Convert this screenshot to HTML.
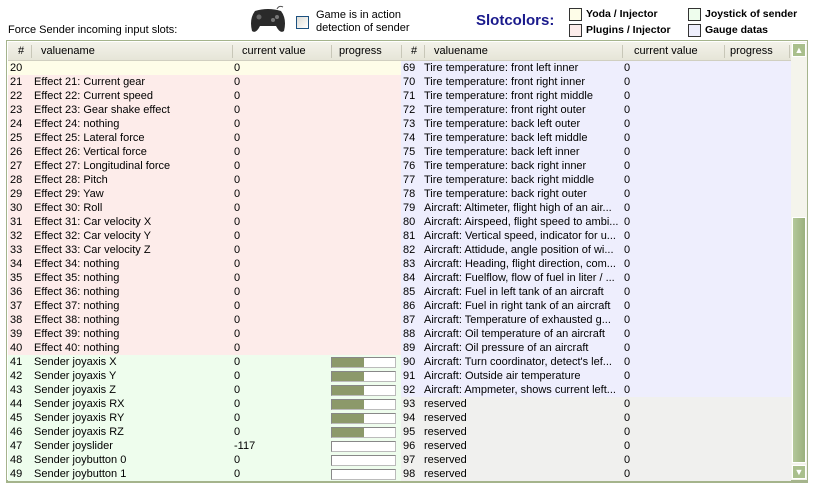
<!DOCTYPE html><html><head><style>
body{margin:0;width:815px;height:491px;background:#fff;font-family:"Liberation Sans",sans-serif;font-size:11px;color:#000;position:relative;overflow:hidden}
.a{position:absolute;white-space:nowrap}
.grid{position:absolute;left:6px;top:40px;width:802px;height:443px;border:1px solid #a5b48c;border-bottom:3px solid #a5b48c;background:#fff;box-sizing:border-box}
.hdr{position:absolute;left:1px;top:1px;width:783px;height:18px;background:linear-gradient(#f3f2ea,#e6e5d8);border-bottom:1px solid #d0cfc0}
.hdr span{position:absolute;top:3px}
.sep{position:absolute;top:3px;width:1px;height:13px;background:#c8c7b8}
.row{position:absolute;height:14px;line-height:14px}
.row span{position:absolute;top:0;white-space:nowrap;overflow:hidden}
.pb{position:absolute;top:2px;width:63px;height:9px;border:1px solid #888;border-right-color:#bbb;border-bottom-color:#bbb;background:#fff}
.pb i{position:absolute;left:0;top:0;width:32px;height:9px;background:#8c996a}
.cb{position:absolute;width:11px;height:11px;border:1px solid #333}
.lg{font:bold 10.5px "Liberation Sans",sans-serif}
</style></head><body>
<div class="a" style="left:8px;top:24px">Force Sender incoming input slots:</div>
<svg class="a" style="left:249px;top:5px" width="38" height="30" viewBox="0 0 38 30"><path d="M6 6 Q19 2 32 6 Q38 14 35 26 Q31 29 27 21 L11 21 Q7 29 3 26 Q0 14 6 6Z" fill="#2a2a2a"/><path d="M28 4 Q30 0 34 2" stroke="#555" fill="none"/><circle cx="10" cy="12" r="2.5" fill="#666"/><circle cx="28" cy="12" r="2" fill="#777"/><circle cx="24" cy="15" r="2" fill="#777"/></svg>
<div class="cb" style="left:296px;top:16px;border-color:#1c5180;background:linear-gradient(135deg,#dcdcd6,#fff)"></div>
<div class="a" style="left:316px;top:9px;line-height:13px">Game is in action<br>detection of sender</div>
<div class="a" style="left:476px;top:12px;font:bold 15px 'Liberation Sans',sans-serif;color:#1a1a8c">Slotcolors:</div>
<div class="cb" style="left:569px;top:8px;background:#fefde8"></div><div class="a lg" style="left:586px;top:8px">Yoda / Injector</div>
<div class="cb" style="left:569px;top:24px;background:#fdecea"></div><div class="a lg" style="left:586px;top:24px">Plugins / Injector</div>
<div class="cb" style="left:688px;top:8px;background:#eefded"></div><div class="a lg" style="left:705px;top:8px">Joystick of sender</div>
<div class="cb" style="left:688px;top:24px;background:#eeeefd"></div><div class="a lg" style="left:705px;top:24px">Gauge datas</div>
<div class="grid">
<div class="hdr"><span style="left:10px">#</span><div class="sep" style="left:23px"></div><span style="left:33px">valuename</span><div class="sep" style="left:224px"></div><span style="left:234px">current value</span><div class="sep" style="left:323px"></div><span style="left:331px">progress</span><div class="sep" style="left:393px"></div><span style="left:403px">#</span><div class="sep" style="left:416px"></div><span style="left:426px">valuename</span><div class="sep" style="left:614px"></div><span style="left:626px">current value</span><div class="sep" style="left:716px"></div><span style="left:722px">progress</span><div class="sep" style="left:781px"></div></div>
<div id="rows"></div>
<div style="position:absolute;left:784px;top:1px;width:16px;height:438px;background:#f4f4ec"></div>
<div style="position:absolute;left:785px;top:2px;width:14px;height:14px;background:#a9bf8c;border:1px solid #fff;box-sizing:border-box;color:#fff;font-size:9px;text-align:center;line-height:12px">▲</div>
<div style="position:absolute;left:785px;top:176px;width:14px;height:246px;background:linear-gradient(90deg,#b4c89a,#9ab07c);border:1px solid #fff;box-sizing:border-box"></div>
<div style="position:absolute;left:785px;top:424px;width:14px;height:14px;background:#a9bf8c;border:1px solid #fff;box-sizing:border-box;color:#fff;font-size:9px;text-align:center;line-height:12px">▼</div>
</div>
<script>
var L=["","Effect 21: Current gear","Effect 22: Current speed","Effect 23: Gear shake effect","Effect 24: nothing","Effect 25: Lateral force","Effect 26: Vertical force","Effect 27: Longitudinal force","Effect 28: Pitch","Effect 29: Yaw","Effect 30: Roll","Effect 31: Car velocity X","Effect 32: Car velocity Y","Effect 33: Car velocity Z","Effect 34: nothing","Effect 35: nothing","Effect 36: nothing","Effect 37: nothing","Effect 38: nothing","Effect 39: nothing","Effect 40: nothing","Sender joyaxis X","Sender joyaxis Y","Sender joyaxis Z","Sender joyaxis RX","Sender joyaxis RY","Sender joyaxis RZ","Sender joyslider","Sender joybutton 0","Sender joybutton 1"];
var R=["Tire temperature: front left inner","Tire temperature: front right inner","Tire temperature: front right middle","Tire temperature: front right outer","Tire temperature: back left outer","Tire temperature: back left middle","Tire temperature: back left inner","Tire temperature: back right inner","Tire temperature: back right middle","Tire temperature: back right outer","Aircraft: Altimeter, flight high of an air...","Aircraft: Airspeed, flight speed to ambi...","Aircraft: Vertical speed, indicator for u...","Aircraft: Attidude, angle position of wi...","Aircraft: Heading, flight direction, com...","Aircraft: Fuelflow, flow of fuel in liter / ...","Aircraft: Fuel in left tank of an aircraft","Aircraft: Fuel in right tank of an aircraft","Aircraft: Temperature of exhausted g...","Aircraft: Oil temperature of an aircraft","Aircraft: Oil pressure of an aircraft","Aircraft: Turn coordinator, detect's lef...","Aircraft: Outside air temperature","Aircraft: Ampmeter, shows current left...","reserved","reserved","reserved","reserved","reserved","reserved"];
var h="";
for(var i=0;i<30;i++){var y=20+i*14;
var lc=i==0?"#fefde8":i<21?"#fdecea":"#eefded";var rc=i<24?"#eeeefd":"#f0f0ee";
var v=i==27?"-117":"0";
h+='<div class="row" style="left:1px;top:'+y+'px;width:393px;background:'+lc+'"><span style="left:2px">'+(20+i)+'</span><span style="left:26px;width:196px">'+L[i]+'</span><span style="left:226px">'+v+'</span>'+(i>=21?'<div class="pb" style="left:323px">'+(i<27?'<i></i>':'')+'</div>':'')+'</div>';
h+='<div class="row" style="left:394px;top:'+y+'px;width:390px;background:'+rc+'"><span style="left:2px">'+(69+i)+'</span><span style="left:23px;width:199px">'+R[i]+'</span><span style="left:223px">0</span></div>';}
document.getElementById("rows").innerHTML=h;
</script>
</body></html>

### REQUIREMENTS
Every line above should be returned word for word, with the pictures left behind.

### OUTPUT OF THE TASK
Convert this screenshot to HTML.
<!DOCTYPE html><html><head><style>
body{margin:0;width:815px;height:491px;background:#fff;font-family:"Liberation Sans",sans-serif;font-size:11px;color:#000;position:relative;overflow:hidden}
.a{position:absolute;white-space:nowrap}
.grid{position:absolute;left:6px;top:40px;width:802px;height:443px;border:1px solid #a5b48c;border-bottom:3px solid #a5b48c;background:#fff;box-sizing:border-box}
.hdr{position:absolute;left:1px;top:1px;width:783px;height:18px;background:linear-gradient(#f3f2ea,#e6e5d8);border-bottom:1px solid #d0cfc0}
.hdr span{position:absolute;top:3px}
.sep{position:absolute;top:3px;width:1px;height:13px;background:#c8c7b8}
.row{position:absolute;height:14px;line-height:14px}
.row span{position:absolute;top:0;white-space:nowrap;overflow:hidden}
.pb{position:absolute;top:2px;width:63px;height:9px;border:1px solid #888;border-right-color:#bbb;border-bottom-color:#bbb;background:#fff}
.pb i{position:absolute;left:0;top:0;width:32px;height:9px;background:#8c996a}
.cb{position:absolute;width:11px;height:11px;border:1px solid #333}
.lg{font:bold 10.5px "Liberation Sans",sans-serif}
</style></head><body>
<div class="a" style="left:8px;top:24px">Force Sender incoming input slots:</div>
<svg class="a" style="left:249px;top:5px" width="38" height="30" viewBox="0 0 38 30"><path d="M6 6 Q19 2 32 6 Q38 14 35 26 Q31 29 27 21 L11 21 Q7 29 3 26 Q0 14 6 6Z" fill="#2a2a2a"/><path d="M28 4 Q30 0 34 2" stroke="#555" fill="none"/><circle cx="10" cy="12" r="2.5" fill="#666"/><circle cx="28" cy="12" r="2" fill="#777"/><circle cx="24" cy="15" r="2" fill="#777"/></svg>
<div class="cb" style="left:296px;top:16px;border-color:#1c5180;background:linear-gradient(135deg,#dcdcd6,#fff)"></div>
<div class="a" style="left:316px;top:9px;line-height:13px">Game is in action<br>detection of sender</div>
<div class="a" style="left:476px;top:12px;font:bold 15px 'Liberation Sans',sans-serif;color:#1a1a8c">Slotcolors:</div>
<div class="cb" style="left:569px;top:8px;background:#fefde8"></div><div class="a lg" style="left:586px;top:8px">Yoda / Injector</div>
<div class="cb" style="left:569px;top:24px;background:#fdecea"></div><div class="a lg" style="left:586px;top:24px">Plugins / Injector</div>
<div class="cb" style="left:688px;top:8px;background:#eefded"></div><div class="a lg" style="left:705px;top:8px">Joystick of sender</div>
<div class="cb" style="left:688px;top:24px;background:#eeeefd"></div><div class="a lg" style="left:705px;top:24px">Gauge datas</div>
<div class="grid">
<div class="hdr"><span style="left:10px">#</span><div class="sep" style="left:23px"></div><span style="left:33px">valuename</span><div class="sep" style="left:224px"></div><span style="left:234px">current value</span><div class="sep" style="left:323px"></div><span style="left:331px">progress</span><div class="sep" style="left:393px"></div><span style="left:403px">#</span><div class="sep" style="left:416px"></div><span style="left:426px">valuename</span><div class="sep" style="left:614px"></div><span style="left:626px">current value</span><div class="sep" style="left:716px"></div><span style="left:722px">progress</span><div class="sep" style="left:781px"></div></div>
<div id="rows"></div>
<div style="position:absolute;left:784px;top:1px;width:16px;height:438px;background:#f4f4ec"></div>
<div style="position:absolute;left:785px;top:2px;width:14px;height:14px;background:#a9bf8c;border:1px solid #fff;box-sizing:border-box;color:#fff;font-size:9px;text-align:center;line-height:12px">▲</div>
<div style="position:absolute;left:785px;top:176px;width:14px;height:246px;background:linear-gradient(90deg,#b4c89a,#9ab07c);border:1px solid #fff;box-sizing:border-box"></div>
<div style="position:absolute;left:785px;top:424px;width:14px;height:14px;background:#a9bf8c;border:1px solid #fff;box-sizing:border-box;color:#fff;font-size:9px;text-align:center;line-height:12px">▼</div>
</div>
<script>
var L=["","Effect 21: Current gear","Effect 22: Current speed","Effect 23: Gear shake effect","Effect 24: nothing","Effect 25: Lateral force","Effect 26: Vertical force","Effect 27: Longitudinal force","Effect 28: Pitch","Effect 29: Yaw","Effect 30: Roll","Effect 31: Car velocity X","Effect 32: Car velocity Y","Effect 33: Car velocity Z","Effect 34: nothing","Effect 35: nothing","Effect 36: nothing","Effect 37: nothing","Effect 38: nothing","Effect 39: nothing","Effect 40: nothing","Sender joyaxis X","Sender joyaxis Y","Sender joyaxis Z","Sender joyaxis RX","Sender joyaxis RY","Sender joyaxis RZ","Sender joyslider","Sender joybutton 0","Sender joybutton 1"];
var R=["Tire temperature: front left inner","Tire temperature: front right inner","Tire temperature: front right middle","Tire temperature: front right outer","Tire temperature: back left outer","Tire temperature: back left middle","Tire temperature: back left inner","Tire temperature: back right inner","Tire temperature: back right middle","Tire temperature: back right outer","Aircraft: Altimeter, flight high of an air...","Aircraft: Airspeed, flight speed to ambi...","Aircraft: Vertical speed, indicator for u...","Aircraft: Attidude, angle position of wi...","Aircraft: Heading, flight direction, com...","Aircraft: Fuelflow, flow of fuel in liter / ...","Aircraft: Fuel in left tank of an aircraft","Aircraft: Fuel in right tank of an aircraft","Aircraft: Temperature of exhausted g...","Aircraft: Oil temperature of an aircraft","Aircraft: Oil pressure of an aircraft","Aircraft: Turn coordinator, detect's lef...","Aircraft: Outside air temperature","Aircraft: Ampmeter, shows current left...","reserved","reserved","reserved","reserved","reserved","reserved"];
var h="";
for(var i=0;i<30;i++){var y=20+i*14;
var lc=i==0?"#fefde8":i<21?"#fdecea":"#eefded";var rc=i<24?"#eeeefd":"#f0f0ee";
var v=i==27?"-117":"0";
h+='<div class="row" style="left:1px;top:'+y+'px;width:393px;background:'+lc+'"><span style="left:2px">'+(20+i)+'</span><span style="left:26px;width:196px">'+L[i]+'</span><span style="left:226px">'+v+'</span>'+(i>=21?'<div class="pb" style="left:323px">'+(i<27?'<i></i>':'')+'</div>':'')+'</div>';
h+='<div class="row" style="left:394px;top:'+y+'px;width:390px;background:'+rc+'"><span style="left:2px">'+(69+i)+'</span><span style="left:23px;width:199px">'+R[i]+'</span><span style="left:223px">0</span></div>';}
document.getElementById("rows").innerHTML=h;
</script>
</body></html>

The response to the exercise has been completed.